SOURCE MATERIAL
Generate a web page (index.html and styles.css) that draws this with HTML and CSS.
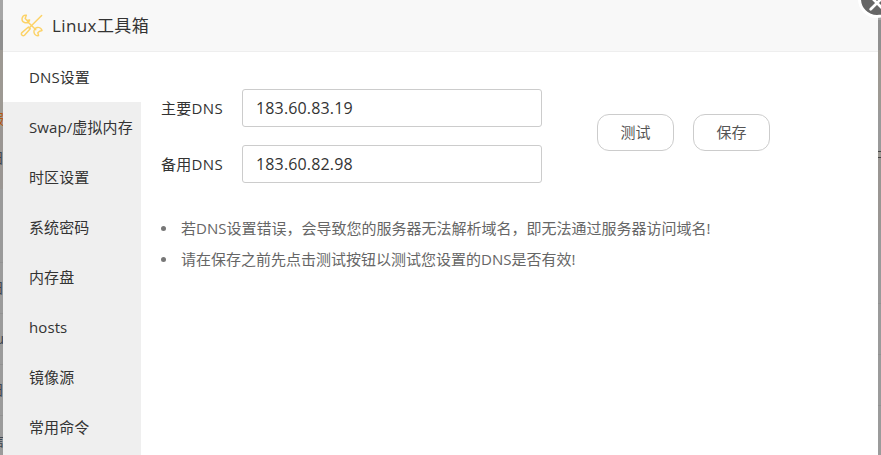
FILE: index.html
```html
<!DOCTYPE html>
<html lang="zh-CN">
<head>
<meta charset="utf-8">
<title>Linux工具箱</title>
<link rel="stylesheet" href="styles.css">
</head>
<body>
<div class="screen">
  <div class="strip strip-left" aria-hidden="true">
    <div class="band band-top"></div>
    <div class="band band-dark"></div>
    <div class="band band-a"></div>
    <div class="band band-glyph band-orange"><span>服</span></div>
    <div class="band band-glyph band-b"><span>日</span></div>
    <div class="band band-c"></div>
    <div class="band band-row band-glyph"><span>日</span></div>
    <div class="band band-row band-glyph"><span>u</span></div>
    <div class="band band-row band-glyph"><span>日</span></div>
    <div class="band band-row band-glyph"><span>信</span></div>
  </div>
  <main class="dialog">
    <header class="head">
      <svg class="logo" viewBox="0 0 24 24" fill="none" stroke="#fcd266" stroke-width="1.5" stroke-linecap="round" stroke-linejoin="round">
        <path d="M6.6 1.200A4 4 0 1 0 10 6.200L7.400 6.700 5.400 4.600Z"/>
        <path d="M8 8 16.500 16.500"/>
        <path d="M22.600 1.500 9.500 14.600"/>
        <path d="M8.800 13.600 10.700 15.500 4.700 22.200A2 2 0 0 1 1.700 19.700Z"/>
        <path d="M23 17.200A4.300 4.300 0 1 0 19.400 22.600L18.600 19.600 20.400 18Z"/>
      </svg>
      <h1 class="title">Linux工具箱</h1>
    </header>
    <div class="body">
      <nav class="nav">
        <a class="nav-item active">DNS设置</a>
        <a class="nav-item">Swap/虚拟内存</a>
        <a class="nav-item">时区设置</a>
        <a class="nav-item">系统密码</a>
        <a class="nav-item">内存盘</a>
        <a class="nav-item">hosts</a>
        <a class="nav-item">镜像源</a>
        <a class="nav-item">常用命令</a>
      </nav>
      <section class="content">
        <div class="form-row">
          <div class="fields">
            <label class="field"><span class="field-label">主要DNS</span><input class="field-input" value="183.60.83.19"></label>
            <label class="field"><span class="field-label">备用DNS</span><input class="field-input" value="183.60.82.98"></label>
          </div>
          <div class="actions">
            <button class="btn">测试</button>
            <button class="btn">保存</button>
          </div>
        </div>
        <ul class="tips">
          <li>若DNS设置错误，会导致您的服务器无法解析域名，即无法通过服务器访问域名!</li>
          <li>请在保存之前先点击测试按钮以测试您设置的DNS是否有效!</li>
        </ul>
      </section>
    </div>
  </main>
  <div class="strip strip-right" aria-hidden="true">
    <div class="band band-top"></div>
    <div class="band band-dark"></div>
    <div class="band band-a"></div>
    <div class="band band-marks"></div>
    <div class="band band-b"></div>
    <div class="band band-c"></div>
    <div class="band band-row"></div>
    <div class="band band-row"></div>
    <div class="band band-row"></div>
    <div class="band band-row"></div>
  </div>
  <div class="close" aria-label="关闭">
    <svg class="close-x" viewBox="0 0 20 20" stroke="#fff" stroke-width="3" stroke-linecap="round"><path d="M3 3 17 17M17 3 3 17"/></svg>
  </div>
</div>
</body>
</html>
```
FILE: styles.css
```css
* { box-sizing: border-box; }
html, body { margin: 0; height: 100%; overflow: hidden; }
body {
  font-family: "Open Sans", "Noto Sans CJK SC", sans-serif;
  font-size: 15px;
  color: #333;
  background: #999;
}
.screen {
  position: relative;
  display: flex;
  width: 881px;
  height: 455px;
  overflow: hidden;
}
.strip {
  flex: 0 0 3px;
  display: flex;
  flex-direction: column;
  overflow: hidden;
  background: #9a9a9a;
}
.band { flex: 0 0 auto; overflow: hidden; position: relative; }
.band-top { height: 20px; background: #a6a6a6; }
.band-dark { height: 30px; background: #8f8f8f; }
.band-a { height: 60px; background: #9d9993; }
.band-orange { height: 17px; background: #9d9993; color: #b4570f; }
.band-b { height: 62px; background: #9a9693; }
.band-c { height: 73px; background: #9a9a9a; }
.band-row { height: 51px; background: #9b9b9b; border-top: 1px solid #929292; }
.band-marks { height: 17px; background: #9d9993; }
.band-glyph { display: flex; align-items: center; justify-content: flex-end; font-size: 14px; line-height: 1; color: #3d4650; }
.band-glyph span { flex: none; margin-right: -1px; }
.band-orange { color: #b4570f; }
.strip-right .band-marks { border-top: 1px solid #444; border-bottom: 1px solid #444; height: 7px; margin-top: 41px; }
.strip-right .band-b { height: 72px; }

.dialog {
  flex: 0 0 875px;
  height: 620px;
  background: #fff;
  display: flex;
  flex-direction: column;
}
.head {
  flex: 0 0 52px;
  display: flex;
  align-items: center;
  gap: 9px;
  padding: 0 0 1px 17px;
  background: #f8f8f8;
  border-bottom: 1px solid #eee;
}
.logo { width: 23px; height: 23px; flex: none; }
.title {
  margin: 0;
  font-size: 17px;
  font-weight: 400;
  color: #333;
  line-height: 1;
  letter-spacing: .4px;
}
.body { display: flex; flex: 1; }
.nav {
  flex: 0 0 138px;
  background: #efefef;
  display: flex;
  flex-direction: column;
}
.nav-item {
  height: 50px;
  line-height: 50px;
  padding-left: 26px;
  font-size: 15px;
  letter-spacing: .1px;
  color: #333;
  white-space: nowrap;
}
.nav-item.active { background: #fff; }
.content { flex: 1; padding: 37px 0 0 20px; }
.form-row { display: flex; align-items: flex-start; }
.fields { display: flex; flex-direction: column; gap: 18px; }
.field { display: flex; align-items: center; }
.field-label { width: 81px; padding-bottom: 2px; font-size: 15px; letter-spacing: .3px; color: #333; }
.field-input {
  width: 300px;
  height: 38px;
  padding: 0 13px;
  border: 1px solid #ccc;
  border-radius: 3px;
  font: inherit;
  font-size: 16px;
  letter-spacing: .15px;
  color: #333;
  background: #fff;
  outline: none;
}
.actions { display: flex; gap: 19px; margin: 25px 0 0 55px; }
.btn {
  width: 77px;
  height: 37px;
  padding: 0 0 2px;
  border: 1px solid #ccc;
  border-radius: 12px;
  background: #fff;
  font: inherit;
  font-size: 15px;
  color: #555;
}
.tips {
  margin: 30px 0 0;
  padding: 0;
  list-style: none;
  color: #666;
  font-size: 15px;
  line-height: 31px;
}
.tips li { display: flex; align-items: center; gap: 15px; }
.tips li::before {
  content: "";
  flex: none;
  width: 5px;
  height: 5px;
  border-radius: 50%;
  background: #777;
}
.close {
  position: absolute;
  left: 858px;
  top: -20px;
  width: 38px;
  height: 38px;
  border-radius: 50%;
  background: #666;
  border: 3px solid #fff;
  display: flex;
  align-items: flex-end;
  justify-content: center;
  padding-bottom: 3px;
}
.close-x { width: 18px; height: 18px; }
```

---

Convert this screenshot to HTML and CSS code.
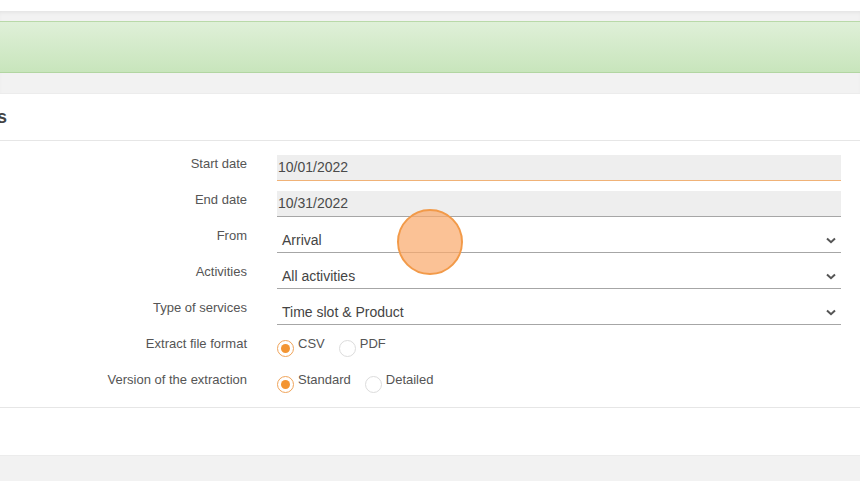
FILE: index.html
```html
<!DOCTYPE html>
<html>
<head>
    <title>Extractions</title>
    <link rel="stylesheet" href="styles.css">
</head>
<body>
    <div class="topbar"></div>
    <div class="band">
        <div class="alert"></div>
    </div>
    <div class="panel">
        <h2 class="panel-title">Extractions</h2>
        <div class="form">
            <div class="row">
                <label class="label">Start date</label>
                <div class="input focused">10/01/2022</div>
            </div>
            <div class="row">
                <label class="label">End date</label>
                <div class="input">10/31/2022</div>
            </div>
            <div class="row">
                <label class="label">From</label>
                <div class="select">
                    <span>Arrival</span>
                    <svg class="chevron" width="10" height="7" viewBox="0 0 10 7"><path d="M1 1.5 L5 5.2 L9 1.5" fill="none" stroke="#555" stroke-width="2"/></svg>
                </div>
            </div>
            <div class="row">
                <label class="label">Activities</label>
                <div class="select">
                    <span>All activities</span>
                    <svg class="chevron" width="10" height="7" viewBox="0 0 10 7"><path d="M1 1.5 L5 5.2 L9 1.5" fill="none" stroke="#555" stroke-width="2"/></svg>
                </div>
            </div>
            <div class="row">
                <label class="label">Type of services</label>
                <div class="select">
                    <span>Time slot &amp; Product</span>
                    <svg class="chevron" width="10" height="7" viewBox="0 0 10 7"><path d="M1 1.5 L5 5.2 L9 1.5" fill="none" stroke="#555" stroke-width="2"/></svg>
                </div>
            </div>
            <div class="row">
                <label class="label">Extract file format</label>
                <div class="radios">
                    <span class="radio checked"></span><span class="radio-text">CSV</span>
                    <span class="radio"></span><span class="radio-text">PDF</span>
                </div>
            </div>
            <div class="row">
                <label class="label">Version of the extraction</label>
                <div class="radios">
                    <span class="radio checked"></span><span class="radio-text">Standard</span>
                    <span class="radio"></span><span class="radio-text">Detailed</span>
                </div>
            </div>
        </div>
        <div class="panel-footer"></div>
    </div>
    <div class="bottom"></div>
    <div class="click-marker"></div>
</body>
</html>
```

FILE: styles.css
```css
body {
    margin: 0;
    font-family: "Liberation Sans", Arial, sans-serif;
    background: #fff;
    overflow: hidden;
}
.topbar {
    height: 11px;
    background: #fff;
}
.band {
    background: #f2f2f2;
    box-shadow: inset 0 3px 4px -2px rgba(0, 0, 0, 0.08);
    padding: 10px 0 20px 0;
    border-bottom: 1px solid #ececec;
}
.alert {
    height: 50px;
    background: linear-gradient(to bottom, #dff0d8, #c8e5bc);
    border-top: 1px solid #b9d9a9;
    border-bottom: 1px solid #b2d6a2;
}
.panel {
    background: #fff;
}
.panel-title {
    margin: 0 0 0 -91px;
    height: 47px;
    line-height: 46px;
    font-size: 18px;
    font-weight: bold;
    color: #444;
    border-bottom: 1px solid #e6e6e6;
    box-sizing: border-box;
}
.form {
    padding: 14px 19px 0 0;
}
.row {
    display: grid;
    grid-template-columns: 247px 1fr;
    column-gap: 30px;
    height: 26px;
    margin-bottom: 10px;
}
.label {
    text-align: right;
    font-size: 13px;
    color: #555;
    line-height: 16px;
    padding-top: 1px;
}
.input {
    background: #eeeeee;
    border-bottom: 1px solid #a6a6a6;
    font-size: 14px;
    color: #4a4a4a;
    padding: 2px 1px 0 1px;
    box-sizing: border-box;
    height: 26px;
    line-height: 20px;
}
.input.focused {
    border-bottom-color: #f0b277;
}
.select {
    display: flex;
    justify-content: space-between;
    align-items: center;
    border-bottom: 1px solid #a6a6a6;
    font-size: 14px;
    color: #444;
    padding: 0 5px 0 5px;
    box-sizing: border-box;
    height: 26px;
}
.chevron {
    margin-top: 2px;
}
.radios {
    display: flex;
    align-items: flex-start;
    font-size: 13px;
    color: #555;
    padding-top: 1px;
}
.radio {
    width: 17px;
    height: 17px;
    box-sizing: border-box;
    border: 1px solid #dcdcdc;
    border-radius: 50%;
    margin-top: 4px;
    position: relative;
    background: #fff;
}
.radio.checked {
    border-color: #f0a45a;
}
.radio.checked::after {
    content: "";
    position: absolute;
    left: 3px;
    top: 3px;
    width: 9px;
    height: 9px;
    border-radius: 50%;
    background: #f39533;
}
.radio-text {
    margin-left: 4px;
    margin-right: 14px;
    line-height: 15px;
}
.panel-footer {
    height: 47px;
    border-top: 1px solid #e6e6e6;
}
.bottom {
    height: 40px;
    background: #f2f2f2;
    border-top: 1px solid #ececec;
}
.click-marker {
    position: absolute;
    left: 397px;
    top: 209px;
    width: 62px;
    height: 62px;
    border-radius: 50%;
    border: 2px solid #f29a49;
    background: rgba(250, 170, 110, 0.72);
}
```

==

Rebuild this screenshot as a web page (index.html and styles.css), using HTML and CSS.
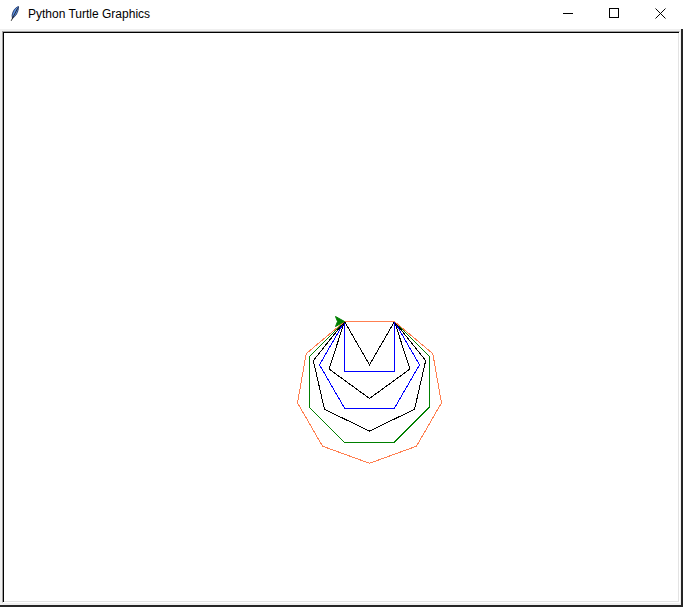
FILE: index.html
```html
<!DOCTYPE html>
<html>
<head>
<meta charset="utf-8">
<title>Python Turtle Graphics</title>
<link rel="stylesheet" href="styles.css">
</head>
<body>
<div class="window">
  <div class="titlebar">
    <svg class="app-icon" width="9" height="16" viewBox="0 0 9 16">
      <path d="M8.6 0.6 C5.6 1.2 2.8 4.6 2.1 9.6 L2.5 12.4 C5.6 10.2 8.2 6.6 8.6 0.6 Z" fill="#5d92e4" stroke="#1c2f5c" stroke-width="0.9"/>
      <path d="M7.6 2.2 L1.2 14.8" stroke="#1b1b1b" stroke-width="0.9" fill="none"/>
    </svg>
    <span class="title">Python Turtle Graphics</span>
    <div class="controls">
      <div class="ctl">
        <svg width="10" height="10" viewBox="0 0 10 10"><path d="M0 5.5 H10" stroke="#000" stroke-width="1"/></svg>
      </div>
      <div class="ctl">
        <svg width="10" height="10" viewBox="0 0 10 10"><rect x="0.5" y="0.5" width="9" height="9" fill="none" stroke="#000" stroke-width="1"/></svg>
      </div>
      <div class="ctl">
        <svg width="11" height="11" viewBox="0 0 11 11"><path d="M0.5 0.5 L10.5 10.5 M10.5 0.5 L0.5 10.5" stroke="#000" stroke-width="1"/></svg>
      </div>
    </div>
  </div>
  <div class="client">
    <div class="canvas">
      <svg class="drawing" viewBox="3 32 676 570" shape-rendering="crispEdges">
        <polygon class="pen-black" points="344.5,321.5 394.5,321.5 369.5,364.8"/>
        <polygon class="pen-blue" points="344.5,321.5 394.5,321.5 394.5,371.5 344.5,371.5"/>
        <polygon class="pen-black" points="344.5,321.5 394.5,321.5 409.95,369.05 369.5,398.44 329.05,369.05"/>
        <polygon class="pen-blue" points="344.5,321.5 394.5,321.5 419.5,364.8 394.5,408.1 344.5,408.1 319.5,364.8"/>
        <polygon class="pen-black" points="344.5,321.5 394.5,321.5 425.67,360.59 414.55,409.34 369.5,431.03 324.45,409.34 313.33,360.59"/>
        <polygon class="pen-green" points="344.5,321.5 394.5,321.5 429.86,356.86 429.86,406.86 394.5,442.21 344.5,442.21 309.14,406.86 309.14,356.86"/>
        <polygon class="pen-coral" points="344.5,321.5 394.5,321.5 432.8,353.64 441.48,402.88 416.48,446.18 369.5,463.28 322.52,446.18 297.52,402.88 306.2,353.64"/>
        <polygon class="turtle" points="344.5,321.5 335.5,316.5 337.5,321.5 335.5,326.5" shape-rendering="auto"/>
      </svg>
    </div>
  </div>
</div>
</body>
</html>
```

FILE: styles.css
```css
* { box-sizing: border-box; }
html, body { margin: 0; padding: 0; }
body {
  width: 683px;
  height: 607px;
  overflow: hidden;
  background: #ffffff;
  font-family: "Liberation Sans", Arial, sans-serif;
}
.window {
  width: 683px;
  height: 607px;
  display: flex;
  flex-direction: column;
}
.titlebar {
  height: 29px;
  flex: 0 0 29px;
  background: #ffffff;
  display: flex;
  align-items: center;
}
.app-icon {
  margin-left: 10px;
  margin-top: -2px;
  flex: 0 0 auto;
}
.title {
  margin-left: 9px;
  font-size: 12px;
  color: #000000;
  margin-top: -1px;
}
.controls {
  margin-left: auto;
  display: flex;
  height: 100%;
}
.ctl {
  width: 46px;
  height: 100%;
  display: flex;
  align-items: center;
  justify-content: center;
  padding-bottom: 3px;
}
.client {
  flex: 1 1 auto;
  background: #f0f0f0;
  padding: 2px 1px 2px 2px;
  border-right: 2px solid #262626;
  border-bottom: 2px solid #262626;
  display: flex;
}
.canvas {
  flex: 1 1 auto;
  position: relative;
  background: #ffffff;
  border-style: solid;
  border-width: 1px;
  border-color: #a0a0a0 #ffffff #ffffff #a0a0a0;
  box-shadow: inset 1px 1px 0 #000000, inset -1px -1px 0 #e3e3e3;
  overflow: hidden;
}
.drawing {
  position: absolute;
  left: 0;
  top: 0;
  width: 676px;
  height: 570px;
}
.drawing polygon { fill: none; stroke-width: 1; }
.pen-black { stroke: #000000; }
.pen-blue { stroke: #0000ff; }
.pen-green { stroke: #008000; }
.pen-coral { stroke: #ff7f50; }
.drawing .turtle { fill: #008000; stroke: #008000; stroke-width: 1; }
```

DO THIS
Every line of the records that includes the word "page" should be gathered.

RESPONSE
Generate a web page (index.html and styles.css) that draws this with HTML and CSS.
Rebuild this screenshot as a web page (index.html and styles.css), using HTML and CSS.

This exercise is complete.